Caesars is disclosing under Item 8.01 of this Current Report on Form 8-K the foregoing information and the information attached to this Current Report on Form 8-K as Exhibit 99.1, which information is incorporated by reference herein. This information, which has not been previously reported, is excerpted from a preliminary offering memorandum that is being disseminated in connection with the Notes offering described above.

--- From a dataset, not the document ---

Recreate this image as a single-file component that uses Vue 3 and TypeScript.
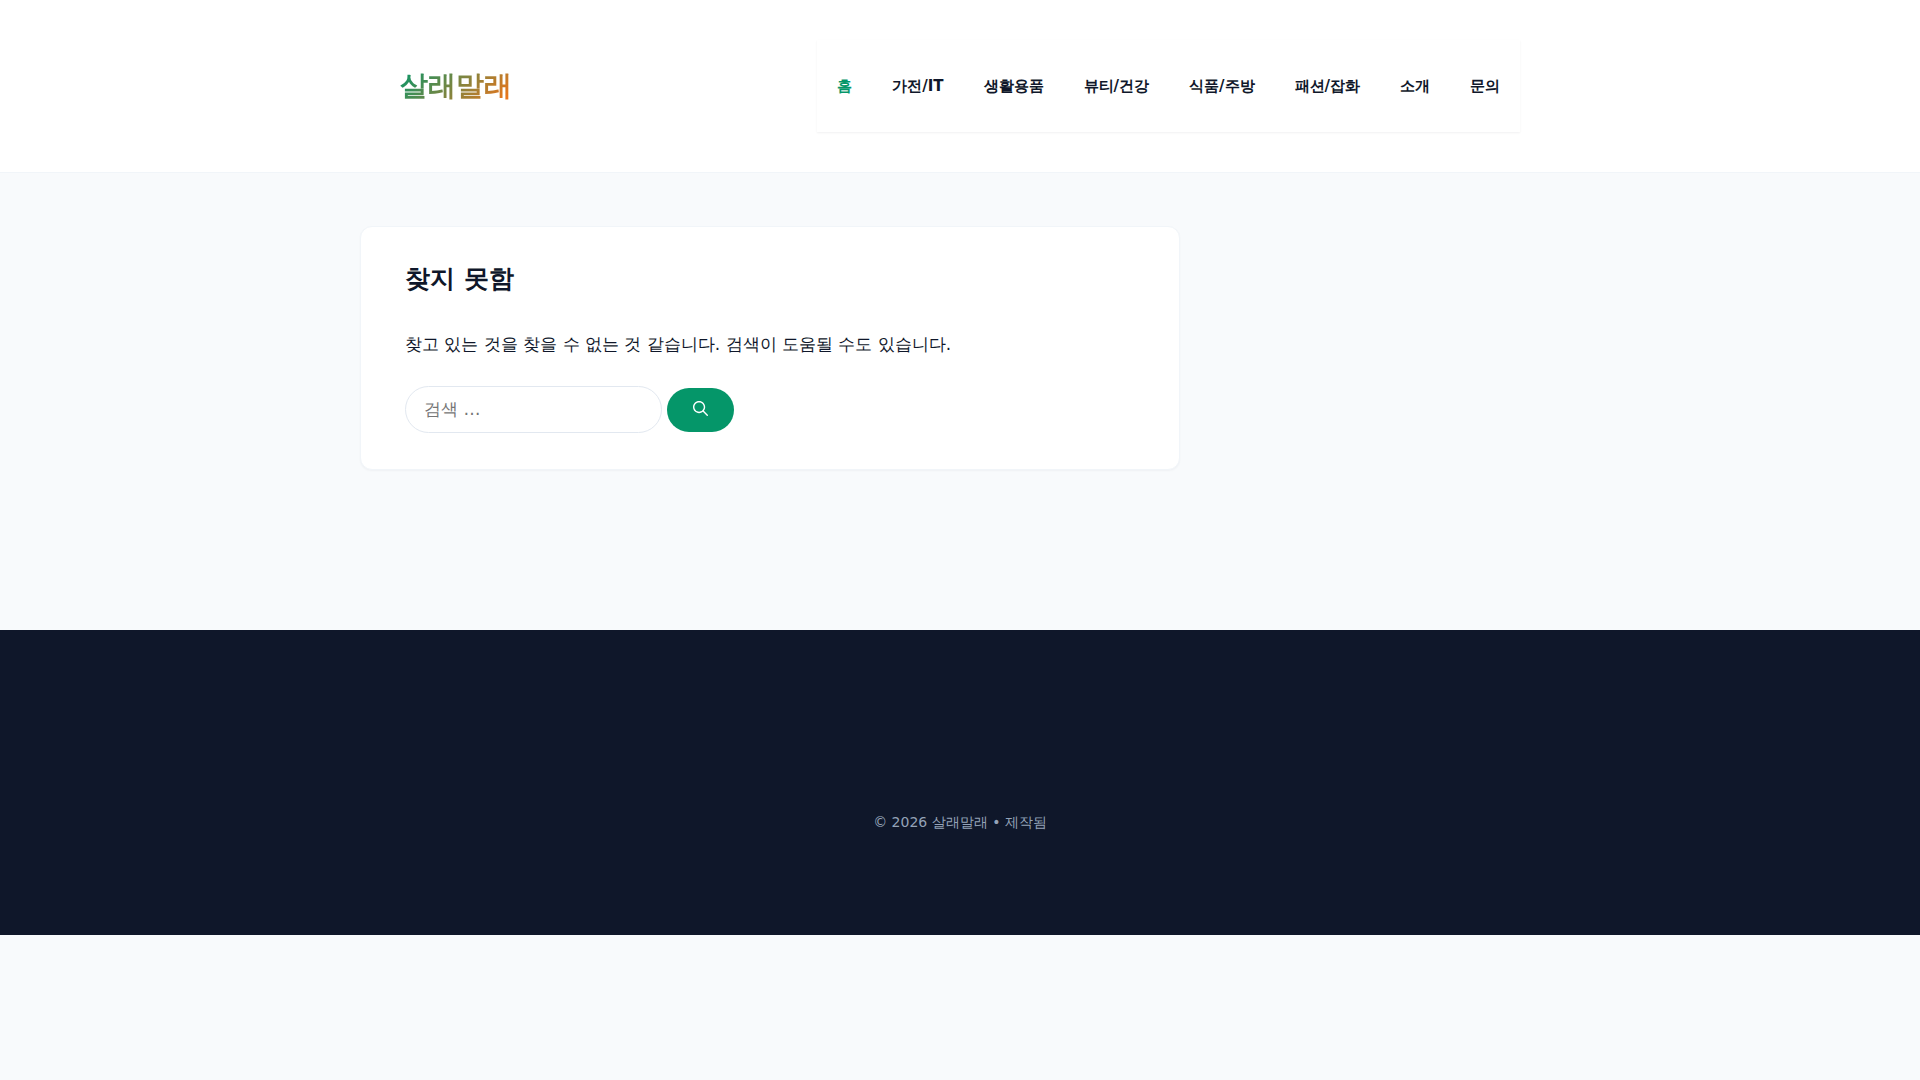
<script setup lang="ts">
import { ref } from 'vue'

interface MenuItem {
  label: string
  current?: boolean
}

const menu: MenuItem[] = [
  { label: '홈', current: true },
  { label: '가전/IT' },
  { label: '생활용품' },
  { label: '뷰티/건강' },
  { label: '식품/주방' },
  { label: '패션/잡화' },
  { label: '소개' },
  { label: '문의' },
]

const query = ref('')
</script>

<template>
  <div class="page">
    <header class="site-header">
      <div class="container header-inner">
        <a class="logo" href="#">살래말래</a>
        <nav class="main-nav" aria-label="메뉴">
          <a
            v-for="item in menu"
            :key="item.label"
            href="#"
            :class="{ current: item.current }"
            :aria-current="item.current ? 'page' : undefined"
          >{{ item.label }}</a>
        </nav>
      </div>
    </header>

    <div class="container content">
      <main class="card">
        <h1>찾지 못함</h1>
        <p>찾고 있는 것을 찾을 수 없는 것 같습니다. 검색이 도움될 수도 있습니다.</p>
        <form class="search" role="search" @submit.prevent>
          <input v-model="query" type="search" placeholder="검색 …" aria-label="검색" />
          <button type="submit" aria-label="검색">
            <svg viewBox="0 0 512 512" width="15" height="15" aria-hidden="true">
              <path
                fill="currentColor"
                fill-rule="evenodd"
                clip-rule="evenodd"
                d="M208 48c-88.366 0-160 71.634-160 160s71.634 160 160 160 160-71.634 160-160S296.366 48 208 48zM0 208C0 93.125 93.125 0 208 0s208 93.125 208 208c0 48.741-16.765 93.566-44.843 129.024l133.826 134.018c9.366 9.379 9.355 24.575-.025 33.941-9.379 9.366-24.575 9.355-33.941-.025L337.238 370.987C301.747 399.167 256.839 416 208 416 93.125 416 0 322.875 0 208z"
              />
            </svg>
          </button>
        </form>
      </main>
    </div>

    <footer class="site-footer">
      <p>© 2026 살래말래 • 제작됨</p>
    </footer>
  </div>
</template>

<style>
body {
  margin: 0;
  background: #f8fafc;
}
</style>

<style scoped>
.page {
  color: #0f172a;
  font-family: 'DejaVu Sans', sans-serif;
  font-size: 17px;
  line-height: 28px;
}

.container {
  box-sizing: border-box;
  max-width: 1200px;
  margin: 0 auto;
}

.site-header {
  background: #fff;
  border-bottom: 1px solid #f1f5f9;
}

.header-inner {
  display: flex;
  align-items: center;
  justify-content: space-between;
  padding: 40px;
}

.logo {
  font-size: 28px;
  font-weight: 800;
  line-height: 32px;
  text-decoration: none;
  color: transparent;
  background: linear-gradient(135deg, #059669, #f97316);
  background-clip: text;
  -webkit-background-clip: text;
}

.main-nav {
  display: flex;
  box-shadow: 0 1px 2px rgba(15, 23, 42, 0.06);
}

.main-nav a {
  padding: 0 20px;
  font-size: 15px;
  font-weight: 600;
  line-height: 92px;
  color: #0f172a;
  text-decoration: none;
}

.main-nav a.current {
  color: #059669;
}

.content {
  display: grid;
  grid-template-columns: 7fr 3fr;
  padding: 53px 0 160px;
}

.card {
  margin-right: 20px;
  padding: 32px 44px 36px;
  background: #fff;
  border: 1px solid #f1f5f9;
  border-radius: 12px;
  box-shadow: 0 1px 2px rgba(15, 23, 42, 0.04);
}

.card h1 {
  margin: 0 0 31px;
  font-size: 25px;
  font-weight: 700;
  line-height: 40px;
}

.card p {
  margin: 0 0 28px;
}

.search {
  display: flex;
  align-items: center;
  gap: 5px;
}

.search input {
  box-sizing: border-box;
  width: 257px;
  height: 47px;
  padding: 0 18px 2px;
  font: inherit;
  color: #0f172a;
  background: #fff;
  border: 1px solid #e2e8f0;
  border-radius: 24px;
  appearance: none;
  outline: none;
}

.search input::placeholder {
  color: #757575;
}

.search button {
  display: flex;
  align-items: center;
  justify-content: center;
  width: 67px;
  height: 44px;
  padding: 0 0 2px;
  color: #fff;
  background: #059669;
  border: 0;
  border-radius: 24px;
  cursor: pointer;
}

.site-footer {
  padding: 180px 40px 101px;
  text-align: center;
  color: #94a3b8;
  background: #0f172a;
}

.site-footer p {
  margin: 0;
  font-size: 14px;
  line-height: 24px;
}
</style>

Item 9.01 Financial Statements and Exhibits

(d) Exhibits. The following exhibits are being filed herewith:

 

Exhibit
No.

  

Description

99.1    Disclosure in connection with the distribution of the preliminary offering memorandum for $500,000,000 aggregate principal amount of first-priority senior secured notes due 2020, and $1,350,000,000 aggregate principal amount of second-priority senior secured notes due 2021.


SIGNATURES

Pursuant to the requirements of the Securities Exchange Act of 1934, as amended, the Registrant has duly caused this report to be signed on its behalf by the undersigned hereunto duly authorized.

 

    CAESARS ENTERTAINMENT CORPORATION
Date: September 24, 2013     By:  

/s/ MICHAEL D. COHEN

      Michael D. Cohen
     

Senior Vice President, Deputy General Counsel

and Corporate Secretary


EXHIBIT INDEX

 

Exhibit
No.

  

Description

99.1    Disclosure in connection with the distribution of the preliminary offering memorandum for $500,000,000 aggregate principal amount of first-priority senior secured notes due 2020, and $1,350,000,000 aggregate principal amount of second-priority senior secured notes due 2021.